IV. APPLICATION OF ARTICLE 41 OF THE CONVENTION
21. Article 41 of the Convention provides:
“If the Court finds that there has been a violation of the Convention or the Protocols thereto, and if the internal law of the High Contracting Party concerned allows only partial reparation to be made, the Court shall, if necessary, afford just satisfaction to the injured party.”
A. Damage, costs and expenses
23. The Government contended that the applicant had not substantiated the amounts claimed and submitted that the finding of a violation would constitute sufficient just satisfaction.

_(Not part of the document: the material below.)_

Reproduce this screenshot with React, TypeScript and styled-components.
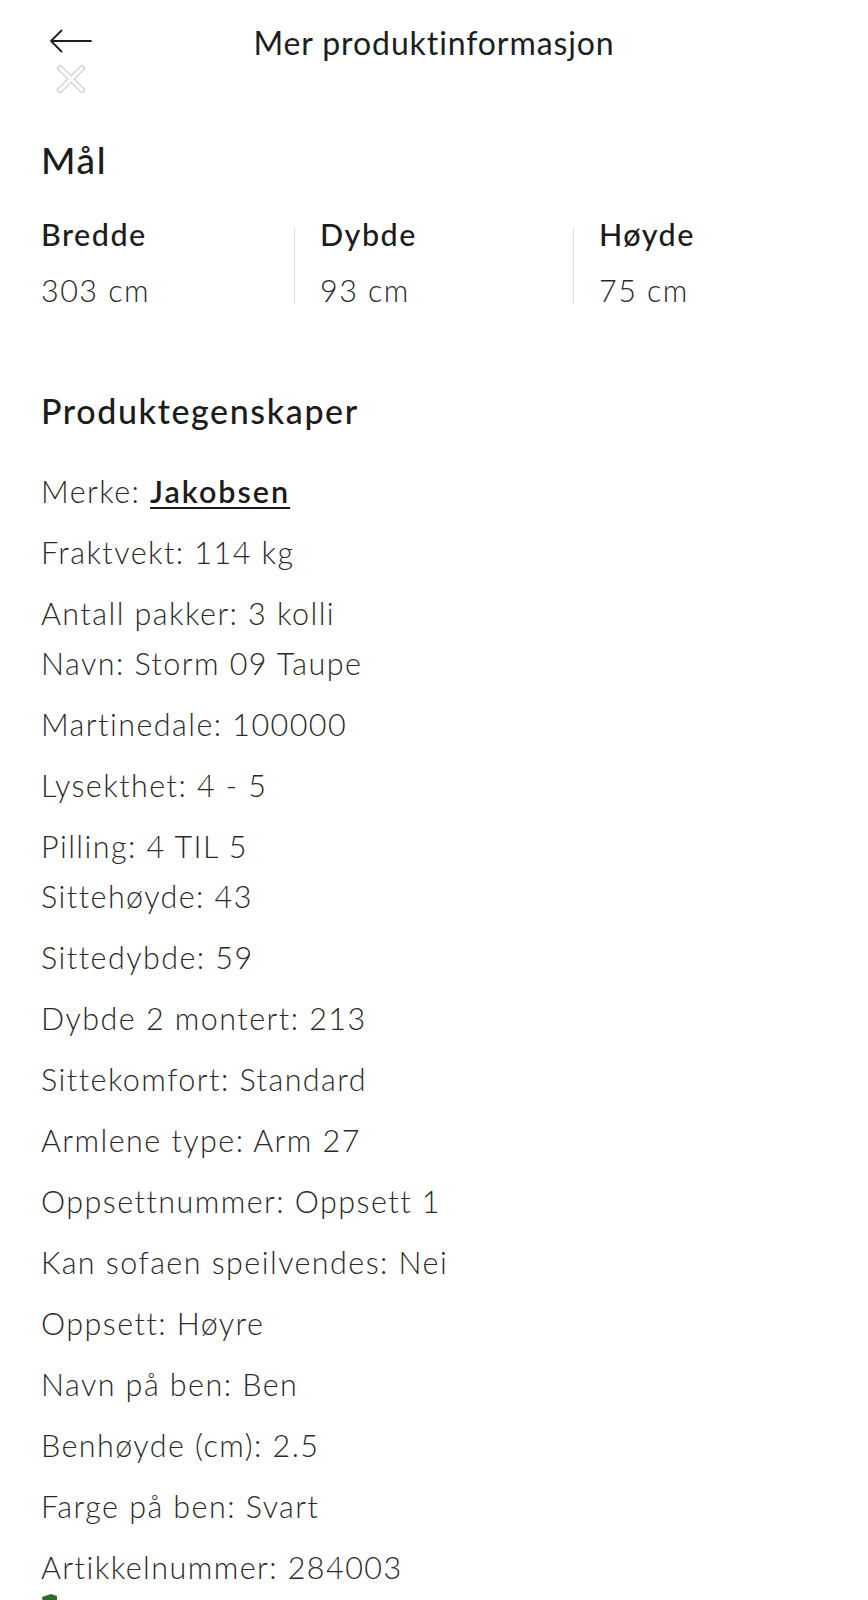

24. Making its assessment on an equitable basis, as required by Article 41 of the Convention, the Court considers it reasonable to award the applicant a global sum of EUR 1,680 in respect of pecuniary and non-pecuniary damage, costs and expenses.
B. Default interest
25. The Court considers it appropriate that the default interest should be based on the marginal lending rate of the European Central Bank, to which should be added three percentage points.
FOR THESE REASONS, THE COURT UNANIMOUSLY
1. Declares the application admissible;
2. Holds that there has been a violation of Article 6 § 1 of the Convention;
(a) that the respondent State is to pay the applicant, within three months from the date on which the judgment becomes final according to Article 44 § 2 of the Convention, EUR 1,680 (one thousand six hundred and eighty euros) in respect of pecuniary and non-pecuniary damage, costs and expenses, plus any tax that may be chargeable, to be converted into the currency of the respondent State at the rate applicable on the date of settlement;
(b) that from the expiry of the above-mentioned three months until settlement simple interest shall be payable on the above amount at a rate equal to the marginal lending rate of the European Central Bank during the default period plus three percentage points;
4. Dismisses the remainder of the applicant’s claim for just satisfaction.
Done in English, and notified in writing on 22 November 2005, pursuant to Rule 77 §§ 2 and 3 of the Rules of Court.